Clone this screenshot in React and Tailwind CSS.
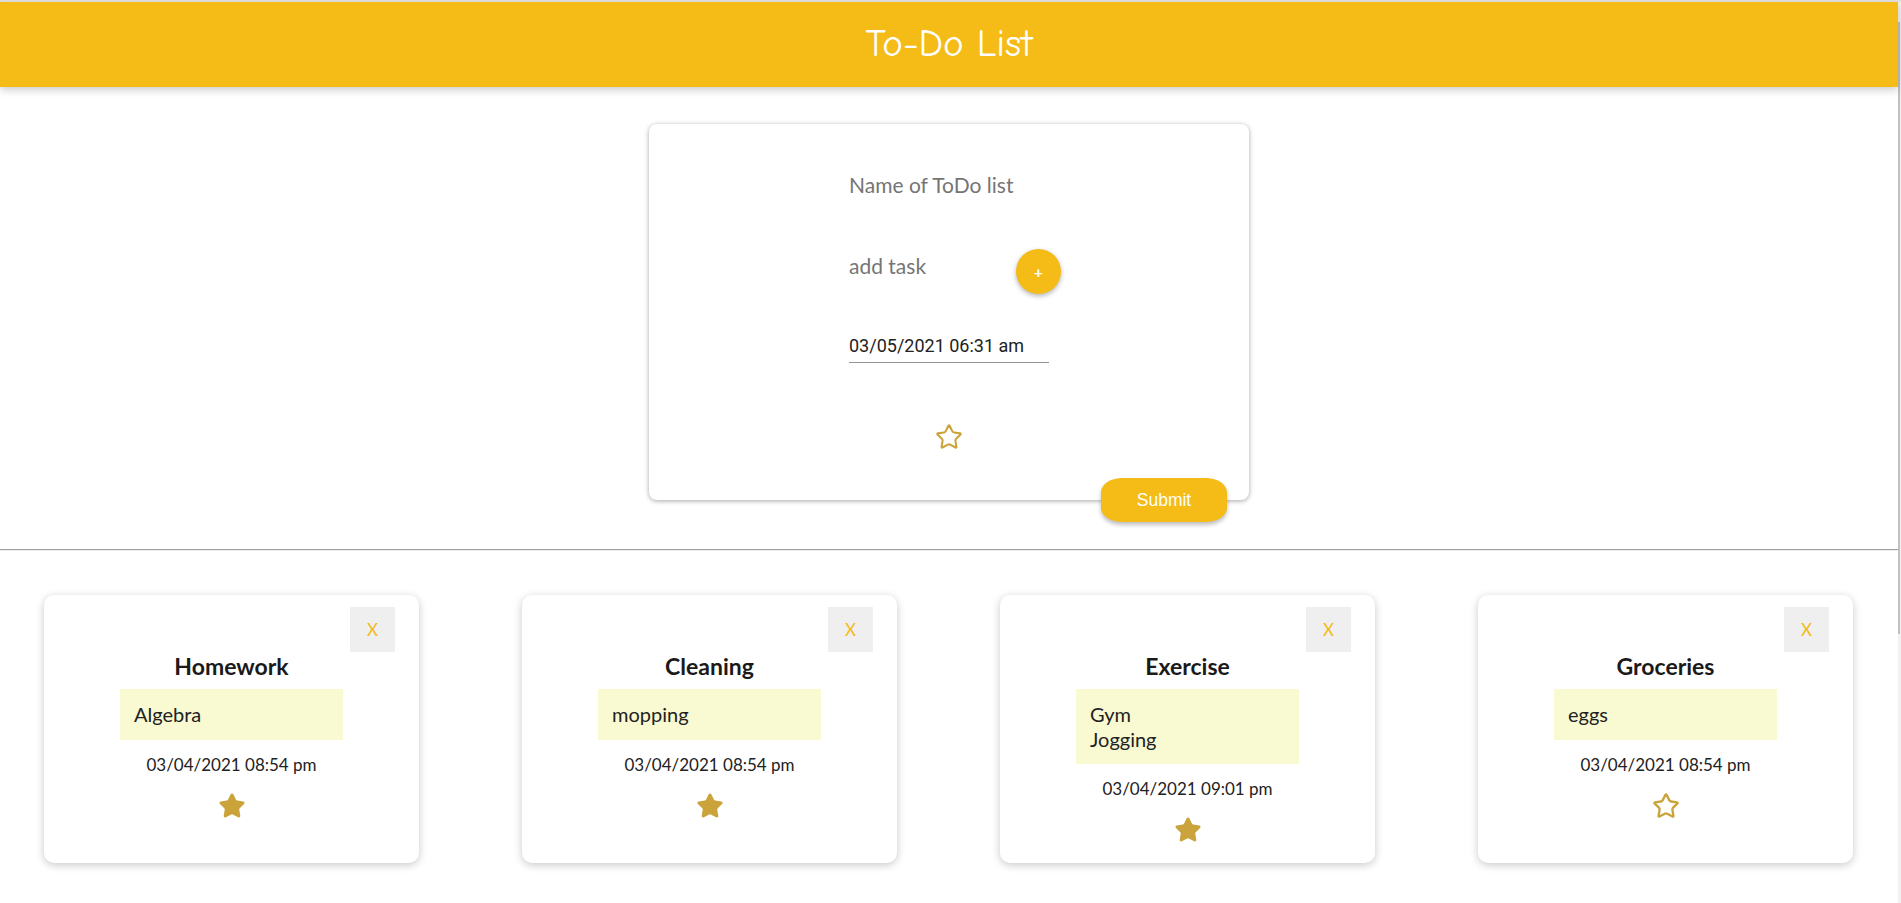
import React from 'react';
import { Star } from 'lucide-react';

const lists = [
  { id: 1, name: 'Homework', tasks: ['Algebra'], date: '03/04/2021 08:54 pm', fav: true },
  { id: 2, name: 'Cleaning', tasks: ['mopping'], date: '03/04/2021 08:54 pm', fav: true },
  { id: 3, name: 'Exercise', tasks: ['Gym', 'Jogging'], date: '03/04/2021 09:01 pm', fav: true },
  { id: 4, name: 'Groceries', tasks: ['eggs'], date: '03/04/2021 08:54 pm', fav: false },
];

const ListCard = ({ list }) => (
  <div className="w-[375px] h-[268px] bg-white rounded-[10px] shadow-[0_2px_8px_rgba(0,0,0,0.22)] flex flex-col items-center font-['Lato',sans-serif]">
    <div className="w-full flex justify-end pr-[24px] pt-[12px]">
      <button className="w-[45px] h-[45px] bg-[#efefef] text-[#f5b915] text-[17px] flex items-center justify-center">
        X
      </button>
    </div>
    <h2 className="text-[23px] leading-[29px] font-bold text-[#1a1a1a]">{list.name}</h2>
    <ul className="mt-[8px] w-[223px] bg-[#fafad2] py-[13px] pl-[14px] text-[20px] leading-[24.5px] text-[#222]">
      {list.tasks.map((t) => (
        <li key={t}>{t}</li>
      ))}
    </ul>
    <p className="mt-[14px] text-[17px] leading-[22px] text-[#222]">{list.date}</p>
    <div className="mt-[16px] text-[#cba33b]">
      {list.fav ? (
        <Star size={28} fill="currentColor" strokeWidth={1.5} />
      ) : (
        <Star size={28} strokeWidth={2} />
      )}
    </div>
  </div>
);

const App = () => {
  return (
    <div className="w-[1901px] h-[903px] overflow-hidden bg-white">
      <div className="h-[2px] bg-[#e2e2e2]" />
      <div className="flex">
        <div className="w-[1898px]">
          <header className="relative z-10 h-[85px] bg-[#f5bb16] shadow-[0_3px_8px_rgba(0,0,0,0.2)] flex items-center justify-center">
            <h1 className="text-white text-[39px] font-['Comic_Sans_MS','Comic_Neue',cursive]">To-Do List</h1>
          </header>

          <div className="flex justify-center mt-[37px]">
            <div className="relative w-[600px] h-[376px] bg-white rounded-[8px] shadow-[0_1px_5px_rgba(0,0,0,0.35)]">
              <div className="ml-[200px] flex flex-col font-['Lato',sans-serif]">
                <input
                  className="mt-[44px] w-[200px] h-[32px] text-[21px] text-[#222] placeholder:text-[#757575] outline-none"
                  placeholder="Name of ToDo list"
                />
                <div className="mt-[49px] flex items-start">
                  <input
                    className="w-[160px] h-[32px] text-[21px] text-[#222] placeholder:text-[#757575] outline-none"
                    placeholder="add task"
                  />
                  <button className="ml-[7px] w-[45px] h-[45px] rounded-full bg-[#f5bb16] text-white text-[16px] font-bold shadow-[0_2px_5px_rgba(0,0,0,0.3)] flex items-center justify-center">
                    +
                  </button>
                </div>
                <div className="mt-[35px] w-[200px] h-[34px] border-b border-[#949494] flex items-center font-['Roboto',sans-serif] text-[18px] text-[#222]">
                  03/05/2021 06:31 am
                </div>
              </div>
              <div className="mt-[60px] flex justify-center text-[#cba33b]">
                <Star size={28} strokeWidth={1.8} />
              </div>
              <button className="absolute left-[452px] top-[354px] w-[126px] h-[44px] rounded-[22px/14px] bg-[#f5bb16] text-white text-[17.5px] font-['Liberation_Sans',sans-serif] shadow-[0_3px_4px_rgba(0,0,0,0.25)]">
                Submit
              </button>
            </div>
          </div>

          <div className="mt-[49px] border-t border-[#9c9c9c] border-b border-b-[#eeeeee]" />

          <div className="mt-[44px] pl-[44px] flex gap-[103px]">
            {lists.map((l) => (
              <ListCard key={l.id} list={l} />
            ))}
          </div>
        </div>
        <div className="w-[3px] h-[901px] bg-[#f1f1f1] flex flex-col">
          <div className="mt-[20px] h-[612px] w-[2px] bg-[#c1c1c1]" />
        </div>
      </div>
    </div>
  );
};

export default App;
# # #
▶ _EXERCISE GOAL_
Leave the pictures out and copy the rest of the data exactly.

▶ _FINISHED EXERCISE_
Clone this screenshot in React and Tailwind CSS.
import React from 'react';
import { Star } from 'lucide-react';

const lists = [
  { id: 1, name: 'Homework', tasks: ['Algebra'], date: '03/04/2021 08:54 pm', fav: true },
  { id: 2, name: 'Cleaning', tasks: ['mopping'], date: '03/04/2021 08:54 pm', fav: true },
  { id: 3, name: 'Exercise', tasks: ['Gym', 'Jogging'], date: '03/04/2021 09:01 pm', fav: true },
  { id: 4, name: 'Groceries', tasks: ['eggs'], date: '03/04/2021 08:54 pm', fav: false },
];

const ListCard = ({ list }) => (
  <div className="w-[375px] h-[268px] bg-white rounded-[10px] shadow-[0_2px_8px_rgba(0,0,0,0.22)] flex flex-col items-center font-['Lato',sans-serif]">
    <div className="w-full flex justify-end pr-[24px] pt-[12px]">
      <button className="w-[45px] h-[45px] bg-[#efefef] text-[#f5b915] text-[17px] flex items-center justify-center">
        X
      </button>
    </div>
    <h2 className="text-[23px] leading-[29px] font-bold text-[#1a1a1a]">{list.name}</h2>
    <ul className="mt-[8px] w-[223px] bg-[#fafad2] py-[13px] pl-[14px] text-[20px] leading-[24.5px] text-[#222]">
      {list.tasks.map((t) => (
        <li key={t}>{t}</li>
      ))}
    </ul>
    <p className="mt-[14px] text-[17px] leading-[22px] text-[#222]">{list.date}</p>
    <div className="mt-[16px] text-[#cba33b]">
      {list.fav ? (
        <Star size={28} fill="currentColor" strokeWidth={1.5} />
      ) : (
        <Star size={28} strokeWidth={2} />
      )}
    </div>
  </div>
);

const App = () => {
  return (
    <div className="w-[1901px] h-[903px] overflow-hidden bg-white">
      <div className="h-[2px] bg-[#e2e2e2]" />
      <div className="flex">
        <div className="w-[1898px]">
          <header className="relative z-10 h-[85px] bg-[#f5bb16] shadow-[0_3px_8px_rgba(0,0,0,0.2)] flex items-center justify-center">
            <h1 className="text-white text-[39px] font-['Comic_Sans_MS','Comic_Neue',cursive]">To-Do List</h1>
          </header>

          <div className="flex justify-center mt-[37px]">
            <div className="relative w-[600px] h-[376px] bg-white rounded-[8px] shadow-[0_1px_5px_rgba(0,0,0,0.35)]">
              <div className="ml-[200px] flex flex-col font-['Lato',sans-serif]">
                <input
                  className="mt-[44px] w-[200px] h-[32px] text-[21px] text-[#222] placeholder:text-[#757575] outline-none"
                  placeholder="Name of ToDo list"
                />
                <div className="mt-[49px] flex items-start">
                  <input
                    className="w-[160px] h-[32px] text-[21px] text-[#222] placeholder:text-[#757575] outline-none"
                    placeholder="add task"
                  />
                  <button className="ml-[7px] w-[45px] h-[45px] rounded-full bg-[#f5bb16] text-white text-[16px] font-bold shadow-[0_2px_5px_rgba(0,0,0,0.3)] flex items-center justify-center">
                    +
                  </button>
                </div>
                <div className="mt-[35px] w-[200px] h-[34px] border-b border-[#949494] flex items-center font-['Roboto',sans-serif] text-[18px] text-[#222]">
                  03/05/2021 06:31 am
                </div>
              </div>
              <div className="mt-[60px] flex justify-center text-[#cba33b]">
                <Star size={28} strokeWidth={1.8} />
              </div>
              <button className="absolute left-[452px] top-[354px] w-[126px] h-[44px] rounded-[22px/14px] bg-[#f5bb16] text-white text-[17.5px] font-['Liberation_Sans',sans-serif] shadow-[0_3px_4px_rgba(0,0,0,0.25)]">
                Submit
              </button>
            </div>
          </div>

          <div className="mt-[49px] border-t border-[#9c9c9c] border-b border-b-[#eeeeee]" />

          <div className="mt-[44px] pl-[44px] flex gap-[103px]">
            {lists.map((l) => (
              <ListCard key={l.id} list={l} />
            ))}
          </div>
        </div>
        <div className="w-[3px] h-[901px] bg-[#f1f1f1] flex flex-col">
          <div className="mt-[20px] h-[612px] w-[2px] bg-[#c1c1c1]" />
        </div>
      </div>
    </div>
  );
};

export default App;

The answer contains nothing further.